上の文章で「だから誤字脱字はなかなか見つけづらいのかもしれない」と書いたけれど、おそらく多くの人が実際に読んだのは ”…のかも” くらいだと思う。そこから先につながるのは ”かもしれない” で決まるからだ。
もしくは文脈的にわかりきっていたかもしれない。 ~を示す という文章の次に だから とくれば、前の文章から導かれるものを書いているのは自明だ。そんな風に人間は高度に類推して実際に読むのをサボっている。
こういった考えから読点を打ちすぎるのは逆に人間の高度なサボり能力を阻害してしまうのではないかと思っている。↑の文章はさすがに読点がないとキツイかもしれないが…。
読点の魔の力
けれども、自分の意図を正確に伝えようと大量の読点を使う人がたまにいると思う。例えばこんな感じだ。
自分にとって、本当に、伝えたい気持ちを伝えるには、相手が理解してくれると受け身になるのではなく、自分がここだ、と思うことを読点で、まるで声を詰まらせて、ぐっと相手に押し付けるように、使うのだ。
まあこれもまた正しい使いかたなのかもしれないけど、ある意味で書く人の気持ちがすごく出ているなと自分は感じる。おそらく書いてる最中に力が入っているんじゃないだろうか。人間熱くなると声がだんだん大きくなったり身振り手振りが多くなるように、つい読点で区切りたくなるのかもしれない。

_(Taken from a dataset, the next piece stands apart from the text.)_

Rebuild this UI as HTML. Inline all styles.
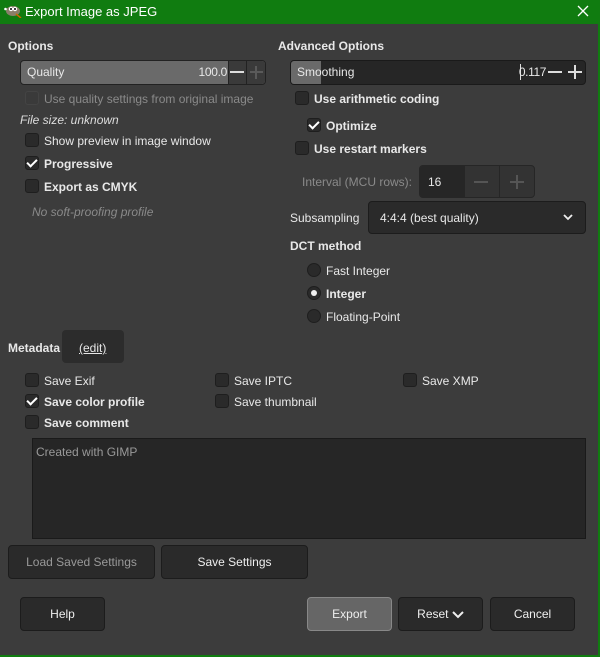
<!DOCTYPE html>
<html><head><meta charset="utf-8"><style>
*{box-sizing:border-box;margin:0;padding:0}
body{width:600px;height:657px;background:#3c3c3c;font-family:"Liberation Sans",sans-serif;font-size:12px;color:#e8e8e8;position:relative;overflow:hidden}
.a{position:absolute;white-space:nowrap}
.title{left:0;top:0;width:600px;height:24px;background:#107c10;color:#fff;font-size:13px}
.b{font-weight:bold}
.cb{position:absolute;width:14px;height:14px;background:#2a2a2a;border:1px solid #1e1e1e;border-radius:3px}
.cb.dis{background:#3a3a3a;border-color:#444}
.chk::after{content:"";position:absolute;left:3px;top:0px;width:4px;height:8px;border:solid #fff;border-width:0 2.5px 2.5px 0;transform:rotate(45deg)}
.rad{position:absolute;width:14px;height:14px;border-radius:50%;background:#2a2a2a;border:1px solid #1e1e1e}
.btn{position:absolute;background:#2a2a2a;border:1px solid #1c1c1c;border-radius:4px;text-align:center;color:#eee}
.dim{color:#8a8a8a}
.r{text-align:right}
</style></head><body>
<div class="a title">
<svg class="a" style="left:4px;top:4px" width="18" height="14"><ellipse cx="9" cy="7" rx="7" ry="5" fill="#8a7f6a"/><circle cx="7" cy="5" r="2.2" fill="#fff"/><circle cx="11" cy="5" r="2.2" fill="#fff"/><circle cx="7" cy="5" r="1" fill="#000"/><circle cx="11" cy="5" r="1" fill="#000"/><circle cx="1.5" cy="5" r="1.3" fill="#fff"/><line x1="12" y1="10" x2="17" y2="14" stroke="#c60" stroke-width="1.5"/></svg>
<span class="a" style="left:25px;top:4px">Export Image as JPEG</span>
<svg class="a" style="left:577px;top:5px" width="12" height="12"><path d="M1 1L11 11M11 1L1 11" stroke="#fff" stroke-width="1.3"/></svg>
</div>
<div class="a" style="left:598px;top:24px;width:2px;height:633px;background:#107c10"></div>
<div class="a" style="left:0;top:655px;width:600px;height:2px;background:#107c10"></div>

<div class="a b" style="left:8px;top:39px">Options</div>
<div class="a" style="left:20px;top:60px;width:246px;height:25px;background:#6a6a6a;border:1px solid #222;border-radius:4px"></div>
<div class="a" style="left:228px;top:61px;width:37px;height:23px;background:#3a3a3a;border-left:1px solid #222;border-radius:0 3px 3px 0"></div>
<div class="a" style="left:246px;top:61px;width:1px;height:23px;background:#222"></div>
<span class="a" style="left:27px;top:65px">Quality</span>
<span class="a r" style="left:170px;width:57px;top:65px;letter-spacing:-0.3px">100.0</span>
<div class="a" style="left:230px;top:71px;width:14px;height:2px;background:#ddd"></div>
<div class="a" style="left:250px;top:71px;width:13px;height:2px;background:#5a5a5a"></div>
<div class="a" style="left:255px;top:66px;width:2px;height:13px;background:#5a5a5a"></div>

<div class="cb dis" style="left:25px;top:91px"></div><span class="a dim" style="left:44px;top:92px">Use quality settings from original image</span>
<span class="a" style="left:20px;top:113px;font-style:italic;color:#ddd">File size: unknown</span>
<div class="cb" style="left:25px;top:133px"></div><span class="a" style="left:44px;top:134px">Show preview in image window</span>
<div class="cb chk" style="left:25px;top:156px"></div><span class="a b" style="left:44px;top:157px">Progressive</span>
<div class="cb" style="left:25px;top:179px"></div><span class="a b" style="left:44px;top:180px">Export as CMYK</span>
<span class="a dim" style="left:32px;top:205px;font-style:italic">No soft-proofing profile</span>

<div class="a b" style="left:278px;top:39px">Advanced Options</div>
<div class="a" style="left:290px;top:60px;width:296px;height:25px;background:#262626;border:1px solid #1a1a1a;border-radius:4px;overflow:hidden"><div style="width:30px;height:100%;background:#6a6a6a"></div></div>
<span class="a" style="left:297px;top:65px">Smoothing</span>
<div class="a" style="left:520px;top:64px;width:1px;height:16px;background:#ddd"></div>
<span class="a r" style="left:510px;width:36px;top:65px;letter-spacing:-0.4px">0.117</span>
<div class="a" style="left:548px;top:71px;width:14px;height:2px;background:#ddd"></div>
<div class="a" style="left:568px;top:71px;width:14px;height:2px;background:#ddd"></div>
<div class="a" style="left:574px;top:65px;width:2px;height:14px;background:#ddd"></div>

<div class="cb" style="left:295px;top:91px"></div><span class="a b" style="left:314px;top:92px">Use arithmetic coding</span>
<div class="cb chk" style="left:307px;top:118px"></div><span class="a b" style="left:326px;top:119px">Optimize</span>
<div class="cb" style="left:295px;top:141px"></div><span class="a b" style="left:314px;top:142px">Use restart markers</span>
<span class="a dim" style="left:302px;top:175px">Interval (MCU rows):</span>
<div class="a" style="left:419px;top:165px;width:116px;height:33px;background:#333;border:1px solid #262626;border-radius:4px"></div>
<div class="a" style="left:420px;top:166px;width:45px;height:31px;background:#262626;border-radius:3px 0 0 3px"></div>
<div class="a" style="left:499px;top:166px;width:1px;height:31px;background:#262626"></div>
<span class="a" style="left:428px;top:175px">16</span>
<div class="a" style="left:474px;top:181px;width:14px;height:2px;background:#555"></div>
<div class="a" style="left:510px;top:181px;width:14px;height:2px;background:#555"></div>
<div class="a" style="left:516px;top:175px;width:2px;height:14px;background:#555"></div>

<span class="a" style="left:290px;top:211px">Subsampling</span>
<div class="a" style="left:368px;top:201px;width:218px;height:33px;background:#2a2a2a;border:1px solid #1c1c1c;border-radius:4px"></div>
<span class="a" style="left:380px;top:211px">4:4:4 (best quality)</span>
<svg class="a" style="left:563px;top:214px" width="10" height="7"><path d="M1 1L5 5L9 1" stroke="#eee" stroke-width="1.8" fill="none"/></svg>
<div class="a b" style="left:290px;top:239px">DCT method</div>
<div class="rad" style="left:307px;top:263px"></div><span class="a" style="left:326px;top:264px">Fast Integer</span>
<div class="rad" style="left:307px;top:286px"><div style="position:absolute;left:3px;top:3px;width:6px;height:6px;border-radius:50%;background:#eee"></div></div><span class="a b" style="left:326px;top:287px">Integer</span>
<div class="rad" style="left:307px;top:309px"></div><span class="a" style="left:326px;top:310px">Floating-Point</span>

<span class="a b" style="left:8px;top:341px">Metadata</span>
<div class="a" style="left:62px;top:330px;width:62px;height:33px;background:#2c2c2c;border-radius:4px"></div>
<span class="a" style="left:79px;top:341px;text-decoration:underline">(edit)</span>
<div class="cb" style="left:25px;top:373px"></div><span class="a" style="left:44px;top:374px">Save Exif</span>
<div class="cb" style="left:215px;top:373px"></div><span class="a" style="left:234px;top:374px">Save IPTC</span>
<div class="cb" style="left:403px;top:373px"></div><span class="a" style="left:422px;top:374px">Save XMP</span>
<div class="cb chk" style="left:25px;top:394px"></div><span class="a b" style="left:44px;top:395px">Save color profile</span>
<div class="cb" style="left:215px;top:394px"></div><span class="a" style="left:234px;top:395px">Save thumbnail</span>
<div class="cb" style="left:25px;top:415px"></div><span class="a b" style="left:44px;top:416px">Save comment</span>
<div class="a" style="left:32px;top:438px;width:554px;height:101px;background:#262626;border:1px solid #1a1a1a"></div>
<span class="a dim" style="left:36px;top:445px;color:#999">Created with GIMP</span>

<div class="btn dim" style="left:8px;top:545px;width:147px;height:34px;line-height:32px;color:#999">Load Saved Settings</div>
<div class="btn" style="left:161px;top:545px;width:147px;height:34px;line-height:32px">Save Settings</div>
<div class="btn" style="left:20px;top:597px;width:85px;height:34px;line-height:32px">Help</div>
<div class="btn" style="left:307px;top:597px;width:85px;height:34px;line-height:32px;background:#666;border-color:#888">Export</div>
<div class="btn" style="left:398px;top:597px;width:85px;height:34px;line-height:32px">Reset <svg width="12" height="8" style="vertical-align:middle"><path d="M1 1L6 6L11 1" stroke="#eee" stroke-width="2" fill="none"/></svg></div>
<div class="btn" style="left:490px;top:597px;width:85px;height:34px;line-height:32px">Cancel</div>
</body></html>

上記の文章を本当に伝えたかったこととして太字にするならこんな感じだろう。
自分にとって本当に伝えたい気持ちを伝えるには、相手が理解してくれると受け身になるのではなく、自分がここだと思うことを読点でまるで声を詰まらせてぐっと相手に押し付けるように使うのだ。
あんまり詳しくないからわからないけど形容詞だとか修飾を読点で頑張ろうとしているのかもしれない。とはいえ太字にすることで読点の数は減ると思う。そういった太字が使えないメールだとか、そもそも太字を使うと強くなりそうだけど意図はしっかり伝えたい時につい読点に頼ってしまうんじゃないだろうか。
逆に言えば読点をたくさん使う人の文章からは本当に伝えたかったことが見てわかるので良いかもしれない。ただしビジネス的な場面で読点が多いと少し失礼に値するかもしれない。なぜなら読み手はあまり信用ならないと伝えてしまっているかもしれないからだ。そこまでは言い過ぎかもしれないけれども…。
おわりに
読点が多い文章は個人的には嫌いではない。ただそこから伝わる印象は大切にしたほうが良いのではないだろうか。自分も昔はたくさん打っていた。その時に感じていたのは漠然とした読者への不安である。読者は自分が書いた文章をちゃんと理解して読んでくれるのか不安だったのだ。
読点が多い文章から自分が受ける印象は几帳面、まじめ、不安、神経質。こんな感じだ。自分の書いた文章が間違って伝わらないように精一杯配慮しているんだろうなと思う。そのわりに誤字脱字とかが多いとがっかりするのだが。まあ個人が書いた文章で書類でもなんでもないので別に気にはしない。
ただ文章を読んでその性質をみて人の性格なんかを想像するのが好きなのだ。ある意味探偵の真似事みたいなものである。几帳面で意味を間違えられたくないし、自分の気持ちをしっかり伝えたいから読点が増える。しかし自発的に書こうとした文章じゃないのか、ところどころ文章のつなぎ目がおかしいなど。
ブログを書いていてほとんど毎日文章を書いているからこそ、ほかの人が書いた文章からどんな気持ちで書いたのかを想像するのが楽しいのだ。そしてそこから何か自分に役立てられないか、もしくは自分の文章と比べて反省したり改善したりするものを見つけようとしている。